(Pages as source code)

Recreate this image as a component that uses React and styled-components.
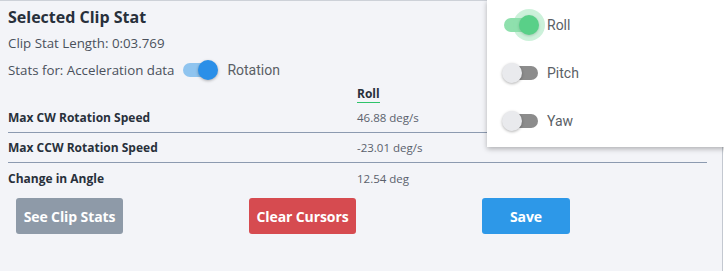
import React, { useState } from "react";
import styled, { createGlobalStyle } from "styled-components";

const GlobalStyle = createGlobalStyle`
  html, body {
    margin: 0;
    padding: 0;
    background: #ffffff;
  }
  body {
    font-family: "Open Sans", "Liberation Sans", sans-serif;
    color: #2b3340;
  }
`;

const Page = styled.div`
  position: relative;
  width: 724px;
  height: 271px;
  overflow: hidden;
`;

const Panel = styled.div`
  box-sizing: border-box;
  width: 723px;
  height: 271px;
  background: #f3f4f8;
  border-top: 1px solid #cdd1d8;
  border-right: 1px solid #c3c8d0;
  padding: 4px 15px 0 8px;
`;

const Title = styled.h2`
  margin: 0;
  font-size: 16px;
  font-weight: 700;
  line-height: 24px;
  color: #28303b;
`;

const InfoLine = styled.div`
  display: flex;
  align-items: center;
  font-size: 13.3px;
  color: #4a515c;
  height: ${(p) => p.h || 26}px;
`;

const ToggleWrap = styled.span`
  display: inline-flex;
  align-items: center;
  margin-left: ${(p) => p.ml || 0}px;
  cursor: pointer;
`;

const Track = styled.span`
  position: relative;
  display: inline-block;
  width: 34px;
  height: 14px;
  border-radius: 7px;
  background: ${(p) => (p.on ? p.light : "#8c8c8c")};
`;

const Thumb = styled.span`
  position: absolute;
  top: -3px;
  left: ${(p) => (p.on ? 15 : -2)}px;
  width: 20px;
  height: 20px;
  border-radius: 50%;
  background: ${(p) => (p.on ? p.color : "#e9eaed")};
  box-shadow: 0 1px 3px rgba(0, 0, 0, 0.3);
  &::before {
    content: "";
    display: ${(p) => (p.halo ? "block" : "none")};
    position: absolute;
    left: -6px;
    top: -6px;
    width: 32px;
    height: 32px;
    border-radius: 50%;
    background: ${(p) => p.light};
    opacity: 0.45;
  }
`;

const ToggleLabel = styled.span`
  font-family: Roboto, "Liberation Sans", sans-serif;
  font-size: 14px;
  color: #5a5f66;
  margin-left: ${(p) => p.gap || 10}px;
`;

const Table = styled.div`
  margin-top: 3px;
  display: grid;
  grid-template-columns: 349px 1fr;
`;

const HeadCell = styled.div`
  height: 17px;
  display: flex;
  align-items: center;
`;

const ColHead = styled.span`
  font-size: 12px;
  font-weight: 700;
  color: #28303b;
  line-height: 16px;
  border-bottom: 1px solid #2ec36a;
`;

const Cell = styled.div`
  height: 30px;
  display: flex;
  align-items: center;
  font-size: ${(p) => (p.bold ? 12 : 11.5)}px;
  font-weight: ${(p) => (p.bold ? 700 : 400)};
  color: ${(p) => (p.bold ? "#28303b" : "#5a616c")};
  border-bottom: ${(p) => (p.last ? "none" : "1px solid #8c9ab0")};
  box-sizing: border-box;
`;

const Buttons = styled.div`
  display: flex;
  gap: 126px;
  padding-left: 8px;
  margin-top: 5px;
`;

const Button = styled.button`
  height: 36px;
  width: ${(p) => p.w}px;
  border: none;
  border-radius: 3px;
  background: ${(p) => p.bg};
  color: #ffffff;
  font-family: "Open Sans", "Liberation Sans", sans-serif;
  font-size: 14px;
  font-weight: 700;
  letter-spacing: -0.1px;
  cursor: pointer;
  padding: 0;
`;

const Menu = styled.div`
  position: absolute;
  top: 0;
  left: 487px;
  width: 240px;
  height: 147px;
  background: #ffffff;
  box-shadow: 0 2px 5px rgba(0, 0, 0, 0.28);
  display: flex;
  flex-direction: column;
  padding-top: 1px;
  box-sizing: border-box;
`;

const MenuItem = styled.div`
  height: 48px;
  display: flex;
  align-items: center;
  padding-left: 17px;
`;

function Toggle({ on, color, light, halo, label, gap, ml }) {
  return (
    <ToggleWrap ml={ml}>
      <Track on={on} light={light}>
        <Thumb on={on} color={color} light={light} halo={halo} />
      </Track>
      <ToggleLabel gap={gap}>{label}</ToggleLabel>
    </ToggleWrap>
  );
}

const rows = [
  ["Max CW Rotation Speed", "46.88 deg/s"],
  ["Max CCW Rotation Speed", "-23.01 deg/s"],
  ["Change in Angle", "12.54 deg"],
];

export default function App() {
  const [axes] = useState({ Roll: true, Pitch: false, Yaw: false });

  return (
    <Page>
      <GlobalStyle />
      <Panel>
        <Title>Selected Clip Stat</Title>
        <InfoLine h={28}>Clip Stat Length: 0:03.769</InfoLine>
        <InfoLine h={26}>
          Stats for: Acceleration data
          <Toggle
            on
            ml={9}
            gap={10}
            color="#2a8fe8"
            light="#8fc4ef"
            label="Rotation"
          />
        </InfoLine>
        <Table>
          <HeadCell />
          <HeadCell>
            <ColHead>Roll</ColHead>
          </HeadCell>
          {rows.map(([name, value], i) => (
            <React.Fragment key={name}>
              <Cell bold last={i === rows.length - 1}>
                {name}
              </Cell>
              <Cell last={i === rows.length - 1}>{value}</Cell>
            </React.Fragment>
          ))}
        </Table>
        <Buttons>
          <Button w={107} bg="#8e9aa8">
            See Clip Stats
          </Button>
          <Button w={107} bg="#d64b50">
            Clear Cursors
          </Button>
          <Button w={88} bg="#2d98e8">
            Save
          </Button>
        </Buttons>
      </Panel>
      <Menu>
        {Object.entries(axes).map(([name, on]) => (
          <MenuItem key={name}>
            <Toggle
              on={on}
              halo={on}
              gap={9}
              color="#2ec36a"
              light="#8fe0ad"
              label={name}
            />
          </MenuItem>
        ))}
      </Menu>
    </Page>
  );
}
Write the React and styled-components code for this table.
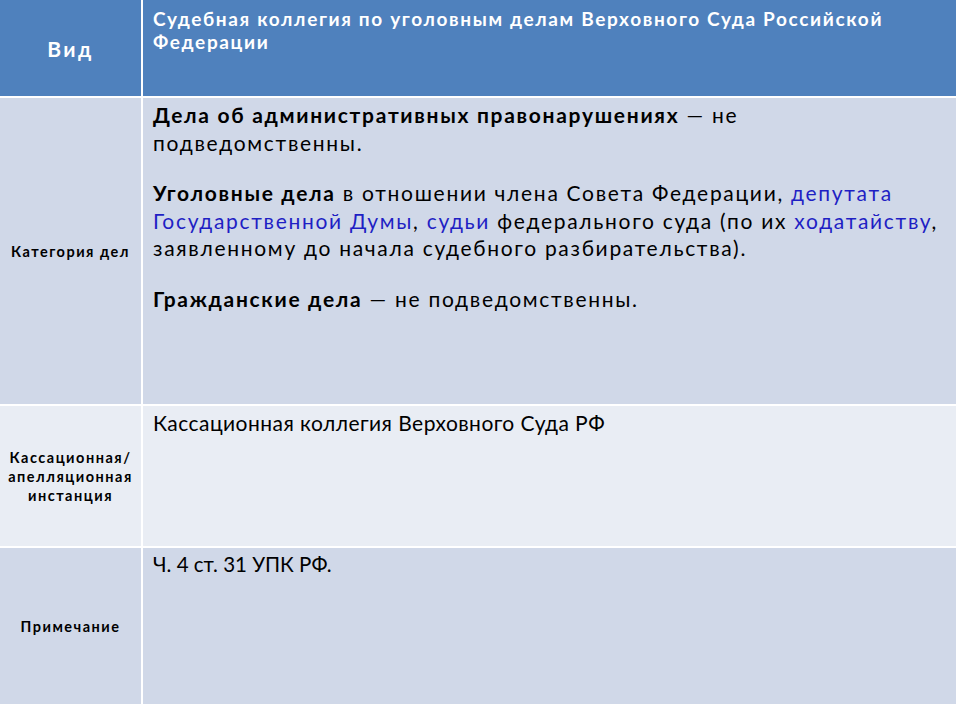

Task description:
Reproduce the full material exactly, excluding the pictures.

Solution for this problem:
Recreate this image as a component that uses React and styled-components.
import React, { useState } from "react";
import styled, { createGlobalStyle } from "styled-components";

const GlobalStyle = createGlobalStyle`
  html, body {
    margin: 0;
    padding: 0;
    background: #ffffff;
  }
  body {
    font-family: "Open Sans", "Liberation Sans", sans-serif;
    color: #2b3340;
  }
`;

const Page = styled.div`
  position: relative;
  width: 724px;
  height: 271px;
  overflow: hidden;
`;

const Panel = styled.div`
  box-sizing: border-box;
  width: 723px;
  height: 271px;
  background: #f3f4f8;
  border-top: 1px solid #cdd1d8;
  border-right: 1px solid #c3c8d0;
  padding: 4px 15px 0 8px;
`;

const Title = styled.h2`
  margin: 0;
  font-size: 16px;
  font-weight: 700;
  line-height: 24px;
  color: #28303b;
`;

const InfoLine = styled.div`
  display: flex;
  align-items: center;
  font-size: 13.3px;
  color: #4a515c;
  height: ${(p) => p.h || 26}px;
`;

const ToggleWrap = styled.span`
  display: inline-flex;
  align-items: center;
  margin-left: ${(p) => p.ml || 0}px;
  cursor: pointer;
`;

const Track = styled.span`
  position: relative;
  display: inline-block;
  width: 34px;
  height: 14px;
  border-radius: 7px;
  background: ${(p) => (p.on ? p.light : "#8c8c8c")};
`;

const Thumb = styled.span`
  position: absolute;
  top: -3px;
  left: ${(p) => (p.on ? 15 : -2)}px;
  width: 20px;
  height: 20px;
  border-radius: 50%;
  background: ${(p) => (p.on ? p.color : "#e9eaed")};
  box-shadow: 0 1px 3px rgba(0, 0, 0, 0.3);
  &::before {
    content: "";
    display: ${(p) => (p.halo ? "block" : "none")};
    position: absolute;
    left: -6px;
    top: -6px;
    width: 32px;
    height: 32px;
    border-radius: 50%;
    background: ${(p) => p.light};
    opacity: 0.45;
  }
`;

const ToggleLabel = styled.span`
  font-family: Roboto, "Liberation Sans", sans-serif;
  font-size: 14px;
  color: #5a5f66;
  margin-left: ${(p) => p.gap || 10}px;
`;

const Table = styled.div`
  margin-top: 3px;
  display: grid;
  grid-template-columns: 349px 1fr;
`;

const HeadCell = styled.div`
  height: 17px;
  display: flex;
  align-items: center;
`;

const ColHead = styled.span`
  font-size: 12px;
  font-weight: 700;
  color: #28303b;
  line-height: 16px;
  border-bottom: 1px solid #2ec36a;
`;

const Cell = styled.div`
  height: 30px;
  display: flex;
  align-items: center;
  font-size: ${(p) => (p.bold ? 12 : 11.5)}px;
  font-weight: ${(p) => (p.bold ? 700 : 400)};
  color: ${(p) => (p.bold ? "#28303b" : "#5a616c")};
  border-bottom: ${(p) => (p.last ? "none" : "1px solid #8c9ab0")};
  box-sizing: border-box;
`;

const Buttons = styled.div`
  display: flex;
  gap: 126px;
  padding-left: 8px;
  margin-top: 5px;
`;

const Button = styled.button`
  height: 36px;
  width: ${(p) => p.w}px;
  border: none;
  border-radius: 3px;
  background: ${(p) => p.bg};
  color: #ffffff;
  font-family: "Open Sans", "Liberation Sans", sans-serif;
  font-size: 14px;
  font-weight: 700;
  letter-spacing: -0.1px;
  cursor: pointer;
  padding: 0;
`;

const Menu = styled.div`
  position: absolute;
  top: 0;
  left: 487px;
  width: 240px;
  height: 147px;
  background: #ffffff;
  box-shadow: 0 2px 5px rgba(0, 0, 0, 0.28);
  display: flex;
  flex-direction: column;
  padding-top: 1px;
  box-sizing: border-box;
`;

const MenuItem = styled.div`
  height: 48px;
  display: flex;
  align-items: center;
  padding-left: 17px;
`;

function Toggle({ on, color, light, halo, label, gap, ml }) {
  return (
    <ToggleWrap ml={ml}>
      <Track on={on} light={light}>
        <Thumb on={on} color={color} light={light} halo={halo} />
      </Track>
      <ToggleLabel gap={gap}>{label}</ToggleLabel>
    </ToggleWrap>
  );
}

const rows = [
  ["Max CW Rotation Speed", "46.88 deg/s"],
  ["Max CCW Rotation Speed", "-23.01 deg/s"],
  ["Change in Angle", "12.54 deg"],
];

export default function App() {
  const [axes] = useState({ Roll: true, Pitch: false, Yaw: false });

  return (
    <Page>
      <GlobalStyle />
      <Panel>
        <Title>Selected Clip Stat</Title>
        <InfoLine h={28}>Clip Stat Length: 0:03.769</InfoLine>
        <InfoLine h={26}>
          Stats for: Acceleration data
          <Toggle
            on
            ml={9}
            gap={10}
            color="#2a8fe8"
            light="#8fc4ef"
            label="Rotation"
          />
        </InfoLine>
        <Table>
          <HeadCell />
          <HeadCell>
            <ColHead>Roll</ColHead>
          </HeadCell>
          {rows.map(([name, value], i) => (
            <React.Fragment key={name}>
              <Cell bold last={i === rows.length - 1}>
                {name}
              </Cell>
              <Cell last={i === rows.length - 1}>{value}</Cell>
            </React.Fragment>
          ))}
        </Table>
        <Buttons>
          <Button w={107} bg="#8e9aa8">
            See Clip Stats
          </Button>
          <Button w={107} bg="#d64b50">
            Clear Cursors
          </Button>
          <Button w={88} bg="#2d98e8">
            Save
          </Button>
        </Buttons>
      </Panel>
      <Menu>
        {Object.entries(axes).map(([name, on]) => (
          <MenuItem key={name}>
            <Toggle
              on={on}
              halo={on}
              gap={9}
              color="#2ec36a"
              light="#8fe0ad"
              label={name}
            />
          </MenuItem>
        ))}
      </Menu>
    </Page>
  );
}
Write the React and styled-components code for this table.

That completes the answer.